Belfast Harbour is playing down fears that its City Quays 3 development will fail to attract tenants as companies contemplate having more staff working from home in the long term.
The huge development of 250,000 square feet of office space is due to be completed next year, but there has been no announcement of any companies signing deals to move into the building.
"We believe that prospective tenants will continue to see the value in having high-quality office accommodation in which their people can collaborate, share ideas and interact safely," a spokesperson for Belfast Harbour said.
But the spokesperson added that Belfast Harbour, for commercial reasons, could not reveal whether any deals had been signed or if there were any ongoing discussions.
No public announcement of any deals have been made.
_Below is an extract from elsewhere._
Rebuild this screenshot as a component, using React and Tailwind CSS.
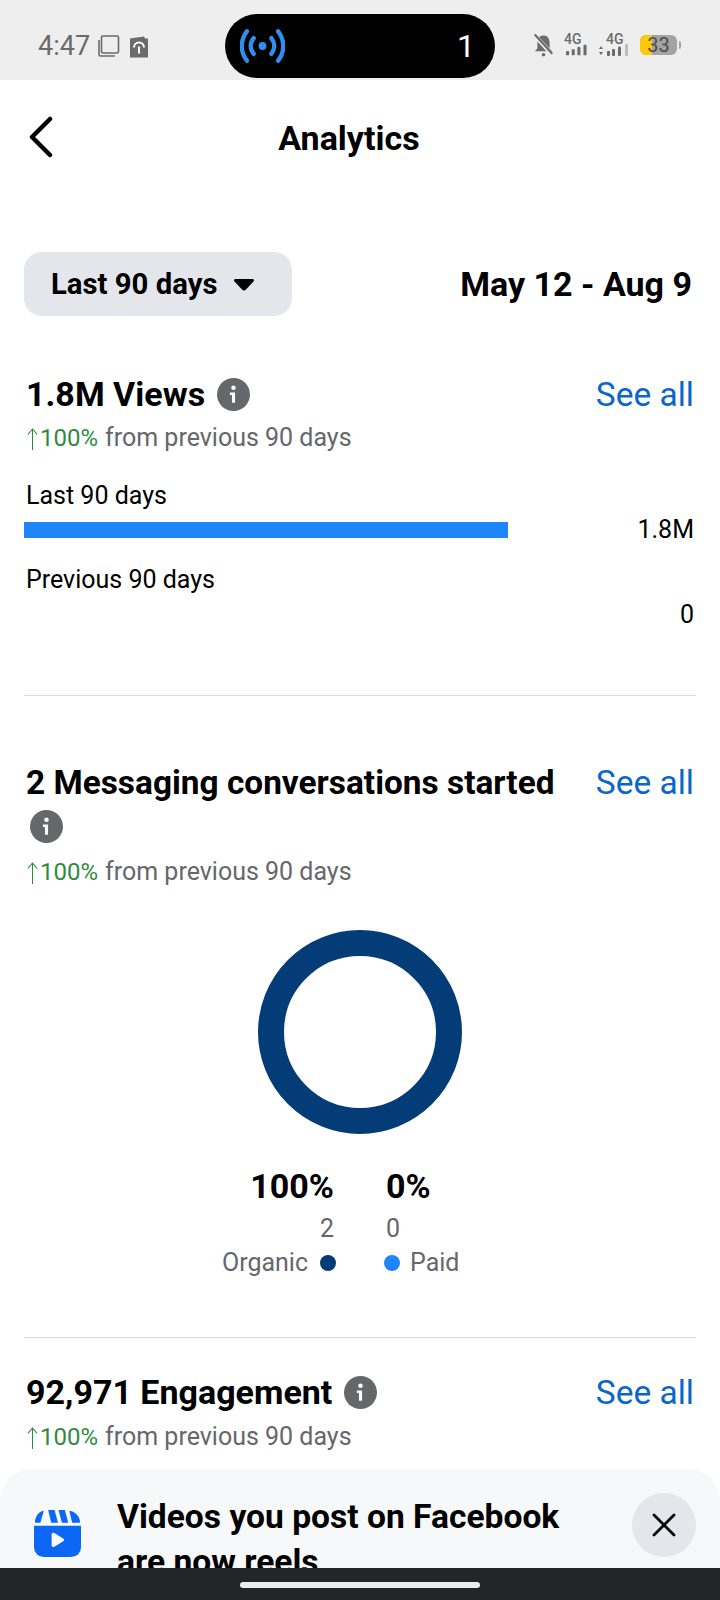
import React from 'react';

const InfoIcon = ({ className }) => (
  <svg viewBox="0 0 32 32" className={className}>
    <circle cx="16" cy="16" r="16" fill="#65676b" />
    <circle cx="16" cy="9.5" r="2.2" fill="#fff" />
    <path d="M12.5 14h5v10h-3v-7.6h-2z" fill="#fff" />
  </svg>
);

const StatHeader = ({ title }) => (
  <div className="flex justify-between items-start h-[38px]">
    <div className="pl-[2px] text-[34px] leading-[38px] font-bold text-black">{title}</div>
    <div className="text-[33.500px] leading-[38px] text-[#0a66c8] pr-[2px] pt-[1px] shrink-0">See all</div>
  </div>
);

const Change = () => (
  <div className="flex items-center text-[25px] leading-[30px] text-[#65676b] pl-[3px]">
    <svg viewBox="0 0 12 24" className="w-[11px] h-[24px] mr-[2px] mt-[2px]" fill="none" stroke="#2e8b3d" strokeWidth="1.100">
      <path d="M6 24V1M1 7l5-6 5 6" />
    </svg>
    <span className="text-[24px] text-[#2e8b3d]">100%</span>
    <span className="ml-[7px]">from previous 90 days</span>
  </div>
);

const StatusBar = () => (
  <div className="h-[80px] bg-[#eeeeee] flex items-center relative">
    <div className="flex items-center w-[225px] pl-[38px] pt-[12px]">
      <span className="text-[27px] text-[#6b6b6b]">4:47</span>
      <svg viewBox="0 0 22 22" className="w-[22px] h-[22px] ml-[8px]" fill="none" stroke="#6b6b6b" strokeWidth="1.6">
        <rect x="3.5" y="1" width="17" height="17" rx="1.5" />
        <path d="M1 5v14.5a1.5 1.5 0 0 0 1.5 1.500H17" />
      </svg>
      <svg viewBox="0 0 20 22" className="w-[20px] h-[23px] ml-[9px]">
        <path d="M1 3l14-2 1 2h3v19H1z" fill="#6b6b6b" />
        <path d="M5 12a5 5 0 0 1 10 0" fill="none" stroke="#fff" strokeWidth="2" />
        <rect x="9" y="11" width="2" height="7" fill="#fff" />
      </svg>
    </div>
    <div className="w-[270px] h-[64px] mt-[12px] bg-black rounded-full flex items-center justify-between pl-[15px] pr-[20px]">
      <svg viewBox="0 0 46 34" className="w-[45px] h-[34px]" fill="none" stroke="#2f8fef" strokeWidth="4.500" strokeLinecap="round">
        <circle cx="23" cy="17" r="4" fill="#2f8fef" stroke="none" />
        <path d="M14 9c-4 5-4 11 0 16" />
        <path d="M32 9c4 5 4 11 0 16" />
        <path d="M7 2c-7 9-7 21 0 30" />
        <path d="M39 2c7 9 7 21 0 30" />
      </svg>
      <span className="text-[32px] text-white">1</span>
    </div>
    <div className="flex items-center ml-[38px] pt-[10px]">
      <svg viewBox="0 0 24 26" className="w-[21px] h-[24px]">
        <path d="M12 2c5 0 7 4 7 9v6l3 3H2l3-3v-6c0-5 2-9 7-9z" fill="#6b6b6b" />
        <circle cx="12" cy="24" r="2" fill="#6b6b6b" />
        <path d="M2 2l20 22" stroke="#eeeeee" strokeWidth="5" />
        <path d="M2 1l20 22" stroke="#6b6b6b" strokeWidth="2.5" />
      </svg>
      <div className="relative w-[24px] h-[24px] ml-[9px]">
        <span className="absolute -top-[1px] left-[1px] text-[14px] leading-[14px] font-medium text-[#6b6b6b]">4G</span>
        <svg viewBox="0 0 24 12" className="absolute bottom-0 left-[3px] w-[21px] h-[14px]" fill="#6b6b6b">
          <rect x="0" y="7" width="3.500" height="5" rx="1" />
          <rect x="6.500" y="5" width="3.500" height="7" rx="1" />
          <rect x="13" y="2.500" width="3.500" height="9.500" rx="1" />
          <rect x="20" y="0" width="3.500" height="12" rx="1" />
        </svg>
      </div>
      <div className="relative w-[30px] h-[24px] ml-[12px]">
        <span className="absolute -top-[1px] left-[7px] text-[14px] leading-[14px] font-medium text-[#6b6b6b]">4G</span>
        <svg viewBox="0 0 30 12" className="absolute bottom-0 left-0 w-[30px] h-[14px]" fill="#6b6b6b">
          <path d="M0 5l2-3 2 3zM0 8l2 3 2-3z" />
          <rect x="8" y="7" width="3" height="5" rx="1" />
          <rect x="13" y="5" width="3" height="7" rx="1" />
          <rect x="19" y="2.500" width="3" height="9.500" rx="1" />
          <rect x="26" y="0" width="3" height="12" rx="1" fill="#bdbdbd" />
        </svg>
      </div>
      <div className="relative w-[37px] h-[20px] ml-[11px] rounded-[6px] bg-[#a3a3a3] flex items-center justify-center">
        <div className="absolute left-0 top-0 bottom-0 w-[12px] rounded-l-[6px] bg-[#fdc90a]" />
        <span className="relative text-[20px] leading-[20px] text-[#4d4d4d]">33</span>
      </div>
      <div className="w-[2px] h-[8px] ml-[2px] bg-[#a3a3a3] rounded-r" />
    </div>
  </div>
);

export default function App() {
  return (
    <div className="relative w-[720px] h-[1600px] overflow-hidden bg-white font-['Roboto',sans-serif]">
      <StatusBar />

      <div className="relative h-[116px] flex items-center justify-center">
        <svg viewBox="0 0 24 42" className="absolute left-[29px] top-[36px] w-[24px] h-[42px]" fill="none" stroke="#000" strokeWidth="4.500" strokeLinecap="round" strokeLinejoin="round">
          <path d="M21 3L3 21l18 18" />
        </svg>
        <h1 className="text-[34px] font-bold text-black mr-[22px]">Analytics</h1>
      </div>

      <div className="px-[24px]">
        <div className="mt-[56px] flex items-center justify-between">
          <div className="w-[268px] h-[64px] bg-[#e4e6eb] rounded-[18px] flex items-center pl-[27px] pt-[1px]">
            <span className="text-[29.300px] font-bold text-black">Last 90 days</span>
            <svg viewBox="0 0 20 12" className="w-[20px] h-[12px] ml-[17px]" fill="#000">
              <path d="M1.500 0h17c1.300 0 2 1.500 1 2.500l-7.500 8a2.800 2.800 0 0 1-4 0L.5 2.500C-.5 1.500.2 0 1.500 0z" />
            </svg>
          </div>
          <div className="text-[34px] font-bold text-black pr-[4px]">May 12 - Aug 9</div>
        </div>

        <div className="mt-[59px]">
          <StatHeader
            title={
              <span className="flex items-center gap-[12px]">
                1.8M Views <InfoIcon className="w-[33px] h-[33px]" />
              </span>
            }
          />
          <div className="mt-[10px]"><Change /></div>
          <div className="mt-[28px] pl-[2px] text-[25px] leading-[30px] text-black">Last 90 days</div>
          <div className="flex justify-between items-center mt-[11px] h-[16px]">
            <div className="w-[484px] h-[16px] bg-[#1f85fb]" />
            <div className="text-[25px] leading-[30px] text-black pr-[2px]">1.8M</div>
          </div>
          <div className="mt-[27px] pl-[2px] text-[25px] leading-[30px] text-black">Previous 90 days</div>
          <div className="text-right text-[25px] leading-[30px] text-black pr-[2px] mt-[5px]">0</div>
          <div className="mt-[65px] h-[1px] bg-[#d9dadd]" />
        </div>

        <div className="mt-[67px]">
          <StatHeader title={<span className="text-[33.400px]">2 Messaging conversations started</span>} />
          <InfoIcon className="w-[33px] h-[33px] ml-[6px] mt-[9px]" />
          <div className="mt-[14px]"><Change /></div>

          <div className="flex justify-center mt-[43px]">
            <div className="w-[204px] h-[204px] rounded-full border-[26px] border-[#043c78]" />
          </div>

          <div className="grid grid-cols-[336px_1fr] mt-[33px]">
            <div className="flex flex-col items-end pr-[26px]">
              <div className="text-[34px] leading-[38px] font-bold text-black">100%</div>
              <div className="text-[25px] leading-[30px] text-[#65676b] mt-[9px]">2</div>
              <div className="flex items-center text-[25px] leading-[30px] text-[#65676b] mt-[4px] -mr-[2px]">
                Organic <span className="w-[16px] h-[16px] rounded-full bg-[#043c78] ml-[12px]" />
              </div>
            </div>
            <div className="flex flex-col items-start pl-[26px]">
              <div className="text-[34px] leading-[38px] font-bold text-black">0%</div>
              <div className="text-[25px] leading-[30px] text-[#65676b] mt-[9px]">0</div>
              <div className="flex items-center text-[25px] leading-[30px] text-[#65676b] mt-[4px] -ml-[2px]">
                <span className="w-[16px] h-[16px] rounded-full bg-[#1f85fb] mr-[10px]" /> Paid
              </div>
            </div>
          </div>
          <div className="mt-[59px] h-[1px] bg-[#d9dadd]" />
        </div>

        <div className="mt-[35px]">
          <StatHeader
            title={
              <span className="flex items-center gap-[12px]">
                92,971 Engagement <InfoIcon className="w-[33px] h-[33px]" />
              </span>
            }
          />
          <div className="mt-[11px]"><Change /></div>
        </div>
      </div>

      {/* bottom sheet sits over the page */}
      <div className="absolute left-0 right-0 top-[1469px] h-[100px] bg-[#f7f8fa] rounded-t-[32px] overflow-hidden flex items-start pl-[34px] pr-[24px]">
        <svg viewBox="0 0 48 48" className="w-[47px] h-[47px] mt-[41px] shrink-0">
          <path d="M1 13C1 7 4 2 10 .8L6.500 13z" fill="#0c67f5" />
          <path d="M14.500 0h6.500L24.500 13h-7z" fill="#0c67f5" />
          <path d="M25 0h6.500L35 13h-6.500z" fill="#0c67f5" />
          <path d="M36 .8C43 2 47 7 47 13h-8z" fill="#0c67f5" />
          <path d="M0 16h48v22a10 10 0 0 1-10 10H10A10 10 0 0 1 0 38z" fill="#0c67f5" />
          <path d="M18 25c0-1.500 1.500-2.300 2.800-1.500l9 5.500c1.200.7 1.200 2.300 0 3l-9 5.500c-1.300.8-2.800 0-2.800-1.500z" fill="#fff" />
        </svg>
        <div className="ml-[36px] mt-[25px] w-[470px] text-[33.600px] leading-[45px] font-bold text-black">
          Videos you post on Facebook are now reels
        </div>
        <div className="ml-auto mt-[24px] w-[64px] h-[64px] rounded-full bg-[#e4e6eb] flex items-center justify-center shrink-0">
          <svg viewBox="0 0 24 24" className="w-[24px] h-[24px]" fill="none" stroke="#000" strokeWidth="2.800" strokeLinecap="round">
            <path d="M2 2l20 20M22 2L2 22" />
          </svg>
        </div>
      </div>

      <div className="absolute left-0 right-0 bottom-0 h-[32px] bg-[#242526] flex justify-center pt-[14px]">
        <div className="w-[240px] h-[6px] rounded-full bg-[#ededed]" />
      </div>
    </div>
  );
}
Concern over space is growing, particularly after it emerged that only 5% of workers have returned to their offices in Belfast, according to a survey by business representatives, and reports from Dublin that Google is pulling out of plans to rent more space in the city.
The tech giant was planning to move in to 202,000 square feet of space close to the city's quays to accommodate approximately 2,000 people but has confirmed that this will not happen, according to a report in the Irish Times.
One source told the newspaper that it was not a good time for companies to invest in commercial office space "while they are looking at what the future of work looks like".
But Belfast Harbour, which manages several office developments, said that City Quays 3 was on schedule for completion next year".
"Many of the current City Quays tenants already work a hybrid workspace model (a mix of office and home working) which will still have an office at its core supported by varying levels of home working, and we understand that this will be different for each individual occupiers' business needs," a spokesperson added.
City Quays "will be one of the largest Grade A office developments to be built in Northern Ireland supporting demand from international investors", according to the official documentation. It is estimated the cost of construction will be £50 million, with the building designed to accommodate 2,500 workers.
But latest reports reveal a sharp drop in the take-up of office space in Belfast. Lambert Smith Hampton said only 86,216 square feet were picked up in the first quarter of the year and only 25,000 in the second.
This was the lowest on record and a drop of 53% on last year, the property consultants reported.
A survey by Belfast Chamber recently reported that just 5% of office workers in the city centre were back in their offices. If this continues into the long term, economist Dr Esmond Birnie warned businesses could lose as much as £200 million a year.
The chamber is urging the Executive to work with businesses to return workers safely to their offices.